Surely such a monumental and unpopular decision would have political effects, right? Traditional “spatial” theories of voter behavior suggest that people pick the party which holds the positions closest to their own. If Republicans are, by and large, endorsing the Supreme Court’s decision and praising the end of Roe, shouldn’t Democrats get a boost in the polls?
Well, while the polling is clear that most voters disapprove of the Dobbs decision, it is less clear that Democrats have benefited from the dramatic upending of the status quo. Some polls have shown an increase in the share of respondents who say they are going to vote for Democrats in House races this November — something we call “generic ballot” polls. But it is not clear (a) whether this movement is real or (b) if it will last.
Let’s start with the data.
The following pollsters conducted generic ballot polls before and after the Dobbs decision. Here are their numbers:
NPR/PBS NewsHour/Marist: 47% D - 44% R → 48% D - 41% R (+2 swing D)
Monmouth University: 44% D - 48% R → 46% D - 48% R (+2 swing D)
Yahoo News/YouGov: 42% D - 38% R → 45% D - 38% R (+3 swing D)
The Economist/YouGov: 42% D - 39% R → 43% D - 40% R (+0 swing D)
Harvard/Harris Poll: 49% D - 51% R → 50% D - 50% R (+2 swing D)
Other surveys — including from Emerson College and POLITICO/Morning Consult — have also shown swings in the 2-3 point range.
Comparing any one of these new polls to their older vintage thus gives the impression that the race has changed. And given a set of 5+ data points, we can be reasonably sure that sampling error is not skewing the average or median change too much. That is the theory behind aggregating surveys in the first place.
However, it is not as simple as averaging the points together and calling it a day. There is a strong chance that all polls, regardless of their mode, are being swayed by changing patterns of something called partisan nonresponse bias. That’s when one party is likelier to respond to polls than another, all other demographic traits being held equal. But rates of responding are not fixed over time. For instance, pollsters have found that news coverage that is particularly bad for one party can cause its members to suppress their response rates to polls. Here is an example, taken from YouGov’s polling of the 2012 election:
Changes in partisan nonresponse will lead to changes in the partisan composition of a poll — the share of a poll’s respondents that classify themselves as Democrats or Republicans — too. And that, in turn, changes their topline findings. Such changes are called “phantom swings”: changes in public opinion that result from differences in response rates that disappear once the typical pattern of nonresponse returns to normal.
All this means is that what looks like a change in support for Democrats post-Dobbs may actually result from a change in Democrats’ willingness to respond to surveys.
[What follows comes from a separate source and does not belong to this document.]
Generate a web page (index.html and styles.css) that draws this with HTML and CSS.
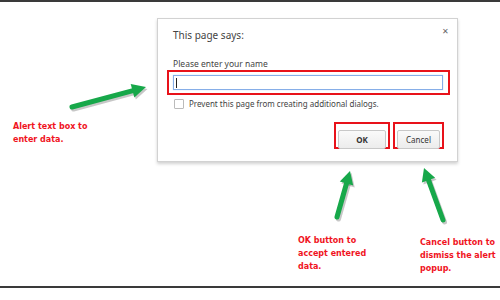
FILE: index.html
```html
<!DOCTYPE html>
<html lang="en">
<head>
    <meta charset="UTF-8">
    <meta name="viewport" content="width=device-width, initial-scale=1.0">
    <title>Prompt dialog</title>
    <link rel="stylesheet" href="styles.css">
</head>
<body>
    <div class="page">
        <div class="rule"></div>
        <div class="stage">
            <div class="dialog">
                <span class="close">&#x2715;</span>
                <div class="title">This page says:</div>
                <div class="label">Please enter your name</div>
                <div class="mark mark-input">
                    <div class="input"><span class="caret"></span></div>
                </div>
                <label class="check">
                    <span class="box"></span>
                    <span>Prevent this page from creating additional dialogs.</span>
                </label>
                <div class="actions">
                    <div class="mark mark-ok"><button class="btn btn-ok">OK</button></div>
                    <div class="mark mark-cancel"><button class="btn">Cancel</button></div>
                </div>
            </div>
        </div>
        <div class="rule"></div>

        <!-- callout arrows -->
        <svg class="arrows" width="500" height="300" viewBox="0 0 500 300">
            <g class="shadow" transform="translate(1.5 2)">
                <line x1="72" y1="107" x2="133" y2="90.7"/>
                <polygon points="146,87 134.3,97.5 130.7,83.9"/>
                <line x1="337" y1="217" x2="346.5" y2="183.5"/>
                <polygon points="350,171 353.2,185.4 339.8,181.6"/>
                <line x1="443" y1="220" x2="428.5" y2="180.2"/>
                <polygon points="424,168 435.1,177.8 421.9,182.6"/>
            </g>
            <g class="arrow">
                <line x1="72" y1="107" x2="133" y2="90.7"/>
                <polygon points="146,87 134.3,97.5 130.7,83.9"/>
                <line x1="337" y1="217" x2="346.5" y2="183.5"/>
                <polygon points="350,171 353.2,185.4 339.8,181.6"/>
                <line x1="443" y1="220" x2="428.5" y2="180.2"/>
                <polygon points="424,168 435.1,177.8 421.9,182.6"/>
            </g>
        </svg>

        <p class="note note-alert">Alert text box to<br>enter data.</p>
        <p class="note note-ok">OK button to<br>accept entered<br>data.</p>
        <p class="note note-cancel">Cancel button to<br>dismiss the alert<br>popup.</p>
    </div>
</body>
</html>
```

FILE: styles.css
```css
body {
    margin: 0;
    background: #fff;
    font-family: "Noto Sans", "Open Sans", sans-serif;
    color: #333;
}

.page {
    position: relative;
    width: 500px;
    height: 300px;
}

.rule {
    height: 2px;
    background: #3a3a3a;
}

.stage {
    height: 268px;
    padding: 16px 0 0 157px;
}

/* dialog */
.dialog {
    position: relative;
    width: 270px;
    padding: 8px 14px 12px 15px;
    border: 1px solid #d2d2d2;
    box-shadow: 0 2px 3px rgba(0, 0, 0, 0.18);
    background: #fff;
}

.close {
    position: absolute;
    top: 6px;
    right: 8px;
    font-size: 8px;
    color: #666;
}

.title {
    font-size: 10px;
    line-height: 16px;
    color: #444;
}

.label {
    margin-top: 15px;
    font-size: 8.5px;
    line-height: 12px;
    color: #444;
}

.mark {
    border: 2px solid #e8121a;
}

.mark-input {
    margin: 0 -7px 0 -6px;
    padding: 3px 5px 3px 4px;
}

.input {
    height: 13px;
    border: 1px solid #86aee8;
    box-shadow: 0 0 1px #b9d0f3;
    display: flex;
    align-items: center;
    padding-left: 2px;
}

.caret {
    width: 1px;
    height: 10px;
    background: #222;
}

.check {
    display: flex;
    align-items: center;
    gap: 5px;
    margin-top: 3px;
    font-size: 8px;
    line-height: 12px;
    color: #444;
}

.box {
    width: 8px;
    height: 8px;
    border: 1px solid #bbb;
    border-radius: 1px;
    margin-left: 1px;
}

.actions {
    display: flex;
    justify-content: flex-end;
    gap: 3px;
    margin-top: 12px;
    margin-right: -1px;
}

.mark-ok,
.mark-cancel {
    padding: 2px;
    height: 27px;
    box-sizing: border-box;
}

.mark-ok { width: 56px; }
.mark-cancel { width: 51px; }

.btn {
    width: 100%;
    height: 100%;
    margin: 0;
    padding: 0;
    border: 1px solid #c8c8c8;
    border-radius: 2px;
    background: linear-gradient(#fafafa, #ececec);
    font-family: "Noto Sans", sans-serif;
    font-size: 8px;
    color: #333;
}

.btn-ok {
    font-weight: bold;
}

/* callouts */
.arrows {
    position: absolute;
    top: 0;
    left: 0;
}

.arrow line,
.shadow line {
    stroke-width: 5;
    stroke-linecap: round;
}

.arrow line { stroke: #17a84a; }
.arrow polygon { fill: #17a84a; }
.shadow line { stroke: rgba(0, 0, 0, 0.22); }
.shadow polygon { fill: rgba(0, 0, 0, 0.22); }

.note {
    position: absolute;
    margin: 0;
    font-family: "DejaVu Sans", sans-serif;
    font-weight: bold;
    font-size: 8px;
    line-height: 13px;
    color: #f0141e;
}

.note-alert { left: 13px; top: 120px; }
.note-ok { left: 298px; top: 234px; }
.note-cancel { left: 420px; top: 236px; }
```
And it looks like that is likely the case; other polls show Democrats have been particularly angered by the ruling and say they are more likely to vote now.
This could explain why the YouGov surveys above, which hold the partisan composition of its poll constant across weeks, show only modest movement on average in the horse race while the other surveys suggest a bounce for the Democrats. And it could explain why other online party-weighted panel surveys, such as Civiqs’ show no movement in favorability ratings for the Republican Party while other polls show huge hits among political Independents.
That being said, without actually analyzing the rates at which partisans are refusing phone calls and then making corresponding adjustments to the survey — which a pollster can do, for example, if they call people off the voter file or select them from an online panel (things I talk about in my book!) — it is impossible to know if nonresponse is responsible for the swing. I do think that it is very plausible that a dramatically unpopular Supreme Court ruling has energized supporters of the party defending abortion rights.
And I should note that another poll question that asks voters whether they prefer Democrats or Republicans control the House/Senate — as opposed to who they are going to vote for — has shown a small shift toward Democrats, too. But the swing is also within the surveys’ margins of error, so we cannot conclude it is statistically significant.
In summary, we should wait for more data to issue any conclusions. Additional high-quality polls will come out in the next week or so, now that pollsters have had time to field new surveys after coming back from the long July 4th weekend. If changes in the generic ballot topline stick around for a few weeks, we can conclude that the Dobbs decision made an impact.
One other piece of advice: watch the polls of Senate and Governor races in states that are likely to have large imbalances between abortion policy and public opinion very soon. Any backlash to Republican politicians, many of which have been very vocal supports of the Court’s decision, is likely to show up in these surveys, too.